South By Southwest greatly expanded their food programming track this year, bringing in big name chefs, pioneering artisans and farmers, and food startup founders to talk the future of food and technology. Eater zeroed in on the chef and restaurant panels, which took on everything from the role of restaurants in urban planning to making to announcing a new chicken sandwich concept. Here's the fifteen best quotes (in no particular order) from three days of deep food nerdery.
1) David Chang of Momofuku on his growing love of approachable food: "Chefs all want to make David Lynch's Blue Velvet. But who wants to watch that all the time?"
2) David Chang on the "sameness" the Internet has imposed on food culture: "I believe the next great restaurant won't use the internet.
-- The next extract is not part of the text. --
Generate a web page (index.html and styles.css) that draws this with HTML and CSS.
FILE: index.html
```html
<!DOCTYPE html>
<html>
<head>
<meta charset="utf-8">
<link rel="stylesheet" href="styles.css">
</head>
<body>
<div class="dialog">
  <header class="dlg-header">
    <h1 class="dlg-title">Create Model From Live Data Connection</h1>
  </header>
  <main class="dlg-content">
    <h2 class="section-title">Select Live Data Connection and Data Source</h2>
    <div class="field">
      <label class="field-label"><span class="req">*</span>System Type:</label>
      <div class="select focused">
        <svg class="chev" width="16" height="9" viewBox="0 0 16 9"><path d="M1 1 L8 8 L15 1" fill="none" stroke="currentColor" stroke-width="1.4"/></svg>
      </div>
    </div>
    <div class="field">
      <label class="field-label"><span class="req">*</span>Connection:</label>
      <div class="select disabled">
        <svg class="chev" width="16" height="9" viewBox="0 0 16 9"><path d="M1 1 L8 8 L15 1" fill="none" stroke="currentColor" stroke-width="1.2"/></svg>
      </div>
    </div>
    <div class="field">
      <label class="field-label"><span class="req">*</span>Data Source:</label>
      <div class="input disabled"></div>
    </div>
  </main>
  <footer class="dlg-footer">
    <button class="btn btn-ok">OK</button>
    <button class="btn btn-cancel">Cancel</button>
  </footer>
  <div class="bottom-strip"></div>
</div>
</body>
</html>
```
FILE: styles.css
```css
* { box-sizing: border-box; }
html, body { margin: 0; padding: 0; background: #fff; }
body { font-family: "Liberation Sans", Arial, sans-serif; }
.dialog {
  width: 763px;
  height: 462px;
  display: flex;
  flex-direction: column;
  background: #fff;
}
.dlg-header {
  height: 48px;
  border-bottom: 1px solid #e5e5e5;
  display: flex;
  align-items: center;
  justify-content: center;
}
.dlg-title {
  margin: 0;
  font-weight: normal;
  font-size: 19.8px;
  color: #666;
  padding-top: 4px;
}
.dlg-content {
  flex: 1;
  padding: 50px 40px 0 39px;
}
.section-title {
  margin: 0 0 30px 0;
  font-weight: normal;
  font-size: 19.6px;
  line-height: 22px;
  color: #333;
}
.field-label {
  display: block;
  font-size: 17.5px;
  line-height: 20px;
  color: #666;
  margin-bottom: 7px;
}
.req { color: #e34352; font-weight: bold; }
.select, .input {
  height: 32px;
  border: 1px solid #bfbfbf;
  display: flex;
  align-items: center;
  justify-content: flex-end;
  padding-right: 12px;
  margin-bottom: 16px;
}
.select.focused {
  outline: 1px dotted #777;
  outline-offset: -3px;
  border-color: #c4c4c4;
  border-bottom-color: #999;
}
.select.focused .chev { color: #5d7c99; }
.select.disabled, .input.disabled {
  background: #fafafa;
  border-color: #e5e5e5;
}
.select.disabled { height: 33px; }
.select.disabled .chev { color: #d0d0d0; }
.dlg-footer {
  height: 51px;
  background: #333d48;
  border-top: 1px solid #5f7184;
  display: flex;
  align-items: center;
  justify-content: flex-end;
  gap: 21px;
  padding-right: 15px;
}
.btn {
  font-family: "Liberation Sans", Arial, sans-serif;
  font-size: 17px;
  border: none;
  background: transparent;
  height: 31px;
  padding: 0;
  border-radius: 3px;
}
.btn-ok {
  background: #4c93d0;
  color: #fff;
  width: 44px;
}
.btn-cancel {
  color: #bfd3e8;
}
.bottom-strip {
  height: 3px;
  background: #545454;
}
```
The chef won't be looking at what everyone else is doing. The internet prevents error. But what's sacrificed is the process of fucking up."
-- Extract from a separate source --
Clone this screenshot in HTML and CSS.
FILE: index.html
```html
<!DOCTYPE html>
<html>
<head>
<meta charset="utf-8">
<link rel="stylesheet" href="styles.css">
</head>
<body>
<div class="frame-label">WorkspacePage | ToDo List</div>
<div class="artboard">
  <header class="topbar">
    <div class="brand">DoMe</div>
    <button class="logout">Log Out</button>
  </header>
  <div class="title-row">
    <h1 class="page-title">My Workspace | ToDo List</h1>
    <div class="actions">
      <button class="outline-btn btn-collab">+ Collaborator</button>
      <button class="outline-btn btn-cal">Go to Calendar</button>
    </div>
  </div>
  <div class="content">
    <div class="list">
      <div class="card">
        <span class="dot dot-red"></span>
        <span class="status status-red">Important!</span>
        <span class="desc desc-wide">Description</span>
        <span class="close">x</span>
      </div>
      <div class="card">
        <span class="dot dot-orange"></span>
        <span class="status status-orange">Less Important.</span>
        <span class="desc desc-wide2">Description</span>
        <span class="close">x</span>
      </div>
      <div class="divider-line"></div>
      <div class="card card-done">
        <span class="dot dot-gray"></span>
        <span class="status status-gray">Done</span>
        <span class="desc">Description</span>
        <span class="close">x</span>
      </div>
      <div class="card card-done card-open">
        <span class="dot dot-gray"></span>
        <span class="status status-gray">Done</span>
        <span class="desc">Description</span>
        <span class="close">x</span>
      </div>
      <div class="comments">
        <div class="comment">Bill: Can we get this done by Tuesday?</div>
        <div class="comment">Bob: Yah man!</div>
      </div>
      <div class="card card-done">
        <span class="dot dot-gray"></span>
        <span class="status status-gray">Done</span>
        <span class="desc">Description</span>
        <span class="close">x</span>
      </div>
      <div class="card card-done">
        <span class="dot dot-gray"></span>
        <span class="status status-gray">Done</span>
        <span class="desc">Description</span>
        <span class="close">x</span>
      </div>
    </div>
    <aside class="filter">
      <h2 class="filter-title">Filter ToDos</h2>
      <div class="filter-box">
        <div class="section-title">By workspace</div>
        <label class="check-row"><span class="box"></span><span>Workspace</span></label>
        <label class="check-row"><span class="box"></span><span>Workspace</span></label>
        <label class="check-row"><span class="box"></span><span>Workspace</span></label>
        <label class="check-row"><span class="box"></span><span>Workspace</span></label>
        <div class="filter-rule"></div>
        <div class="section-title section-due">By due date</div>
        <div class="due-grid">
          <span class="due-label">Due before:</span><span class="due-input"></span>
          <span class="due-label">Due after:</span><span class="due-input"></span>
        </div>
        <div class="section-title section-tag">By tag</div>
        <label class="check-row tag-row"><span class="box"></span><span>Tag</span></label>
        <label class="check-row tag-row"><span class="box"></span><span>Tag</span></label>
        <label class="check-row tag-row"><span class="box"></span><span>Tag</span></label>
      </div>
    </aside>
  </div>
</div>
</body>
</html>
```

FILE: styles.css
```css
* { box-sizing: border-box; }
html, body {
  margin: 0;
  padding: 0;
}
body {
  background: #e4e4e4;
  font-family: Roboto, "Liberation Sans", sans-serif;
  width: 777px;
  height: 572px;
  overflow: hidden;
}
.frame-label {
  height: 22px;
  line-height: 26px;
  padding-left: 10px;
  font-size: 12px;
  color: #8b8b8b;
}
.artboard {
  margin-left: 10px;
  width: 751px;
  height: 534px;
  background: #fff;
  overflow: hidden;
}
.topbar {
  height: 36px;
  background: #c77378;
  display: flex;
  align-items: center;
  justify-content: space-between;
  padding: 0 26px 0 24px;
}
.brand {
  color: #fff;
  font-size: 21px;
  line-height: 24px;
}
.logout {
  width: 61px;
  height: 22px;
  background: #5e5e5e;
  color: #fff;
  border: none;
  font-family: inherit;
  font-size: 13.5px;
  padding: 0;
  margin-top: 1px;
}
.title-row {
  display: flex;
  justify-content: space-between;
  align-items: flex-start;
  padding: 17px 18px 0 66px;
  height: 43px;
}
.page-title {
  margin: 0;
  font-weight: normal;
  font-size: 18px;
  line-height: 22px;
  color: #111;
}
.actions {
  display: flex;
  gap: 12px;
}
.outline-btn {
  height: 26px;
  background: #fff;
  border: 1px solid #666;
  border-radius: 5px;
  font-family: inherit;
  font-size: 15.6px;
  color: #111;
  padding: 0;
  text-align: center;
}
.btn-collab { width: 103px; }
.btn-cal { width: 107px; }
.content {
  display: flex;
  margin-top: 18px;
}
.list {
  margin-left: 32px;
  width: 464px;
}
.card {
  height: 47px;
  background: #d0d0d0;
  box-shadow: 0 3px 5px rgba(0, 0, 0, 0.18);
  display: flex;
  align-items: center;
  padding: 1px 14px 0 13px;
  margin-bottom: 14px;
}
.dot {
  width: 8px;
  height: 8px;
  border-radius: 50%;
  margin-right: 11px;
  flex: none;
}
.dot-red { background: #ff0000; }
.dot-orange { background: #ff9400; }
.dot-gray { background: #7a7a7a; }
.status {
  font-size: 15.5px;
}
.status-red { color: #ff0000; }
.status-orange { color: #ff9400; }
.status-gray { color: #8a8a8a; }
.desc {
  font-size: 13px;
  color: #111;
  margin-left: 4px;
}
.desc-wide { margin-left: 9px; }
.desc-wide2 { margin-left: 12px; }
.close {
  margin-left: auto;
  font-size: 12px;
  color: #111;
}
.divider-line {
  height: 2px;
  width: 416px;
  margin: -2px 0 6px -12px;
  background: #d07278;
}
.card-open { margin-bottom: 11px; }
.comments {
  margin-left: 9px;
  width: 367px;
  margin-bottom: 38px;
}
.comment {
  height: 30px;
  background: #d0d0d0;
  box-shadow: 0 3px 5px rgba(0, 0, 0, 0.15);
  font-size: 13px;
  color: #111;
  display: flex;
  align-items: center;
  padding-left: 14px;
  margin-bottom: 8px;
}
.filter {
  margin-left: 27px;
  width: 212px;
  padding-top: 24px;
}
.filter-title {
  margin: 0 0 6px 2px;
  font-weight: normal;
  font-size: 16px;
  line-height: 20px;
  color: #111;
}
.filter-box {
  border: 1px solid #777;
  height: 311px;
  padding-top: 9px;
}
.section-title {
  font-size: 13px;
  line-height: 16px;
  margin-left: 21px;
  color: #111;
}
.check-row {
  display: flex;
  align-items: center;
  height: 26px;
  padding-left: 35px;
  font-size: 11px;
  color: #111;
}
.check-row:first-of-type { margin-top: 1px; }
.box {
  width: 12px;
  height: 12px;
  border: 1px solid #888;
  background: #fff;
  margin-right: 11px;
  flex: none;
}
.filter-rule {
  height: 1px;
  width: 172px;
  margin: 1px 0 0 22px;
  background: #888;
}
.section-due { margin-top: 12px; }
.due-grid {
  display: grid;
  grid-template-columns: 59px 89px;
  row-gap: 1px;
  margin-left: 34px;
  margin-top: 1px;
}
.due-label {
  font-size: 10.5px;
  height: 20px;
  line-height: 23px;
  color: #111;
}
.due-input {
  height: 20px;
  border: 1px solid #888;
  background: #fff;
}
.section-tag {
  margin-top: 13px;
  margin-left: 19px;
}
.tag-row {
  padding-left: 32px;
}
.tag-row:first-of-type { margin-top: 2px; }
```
3) Adam Rapoport, editor in chief of Bon Appetit, on the reaction to Bobby Flay appearing at an event: "When Bobby Flay comes out, people freak the fuck out. It’s like Paul McCartney just walked out."
4) Rapoport on the canceled Googa Mooga festival in Brooklyn in 2013: "Can I say it was a disaster? These are the guys who do Bonnaroo so they know what they’re doing. Even though sometimes if you know what you’re doing, you get a little cocky about it, it just backfired."
5) Aaron Franklin of Franklin Barbecue on the only reason he uses Twitter: "If I'm not in the restaurant, I use Twitter to check on pictures of the food."
6) Aaron Franklin on the perils of zealous internet fans: "People were asking the Franklin Barbecue Line Twitter account questions about the restaurant instead of us. We had to reach out to coordinate with him."
7) Sean Brock of Husk on the value of food halls: "Every city needs a Chelsea Market, a delicious playground you don't want to leave."
8) Paul Qui, chef/owner of Qui and East Side King, on turning the notion of building a restaurant around a menu: "I didn’t have a menu. I built a kitchen that could be moved around and I ended up changing the concept. Basically went through five restaurant concepts in a year."
9) Questlove of The Roots on experience a life-altering meal at Sukiyabashi Jiro: "I wanted to eat his food on my birthday which at that time was seven months away." He worked out many deals in order to score the coveted reservation, even though "the cats from Radiohead walked in and got a seat." He was nervous, but the meal blew him away. "That was the moment where I realized that food is not only an art, but it’s also a narrative because the story that [Jiro Ono] told me without speaking words."
10) Michael Muser, general manager at Grace, on not understanding how Michelin stars work: "[Curtis Duffy, chef at Grace] has no idea why he got three Michelin stars and I don’t know either. Was it the service? Was it the food? Was it this? Was it that? You don’t know anything, so it pins you to this horrible place of complete paranoia."
11) Muser on having a quiet kitchen: "When a guest looks back into our kitchen, they are to see organization, refinement, cleanliness, readiness, and preparedness. Because if you did look back into our kitchen and [Gordon] Ramsay was running around, smacking people, and there was fire going, how would that showcase to our clients that we were prepared for you?"
12) Jessamyn Rodriguez, CEO and founder of Hot Bread Kitchen, on why her nonprofit centers on bread: "Bread is something that is universal. Most countries in the world have a staple bread or at least a staple starch that anchors the diet, so the messaging works well, but the reality of it is I think we’ve been successful because we really focused on this one product."
13) Jonathan Gold, Los Angeles-based food critic, on the plethora of reviews on Yelp, Chowhound: "There’s a glorious noise of specialists."
14) Alison Cook, Houston Chronicle food critic, on what she termed "foodola" (free meals for media): "Just don’t take freebies because there’s a transaction that’s implied when you accept free food and hospitality from somebody. It’s a kind of schilling. It’s completely without a value or a critical framework."
15) Gold on reviewing Olive Garden on a lark: "I wanted to like it so much. Can you imagine what kind of a hit that would have? A major critic loving The Olive Garden?"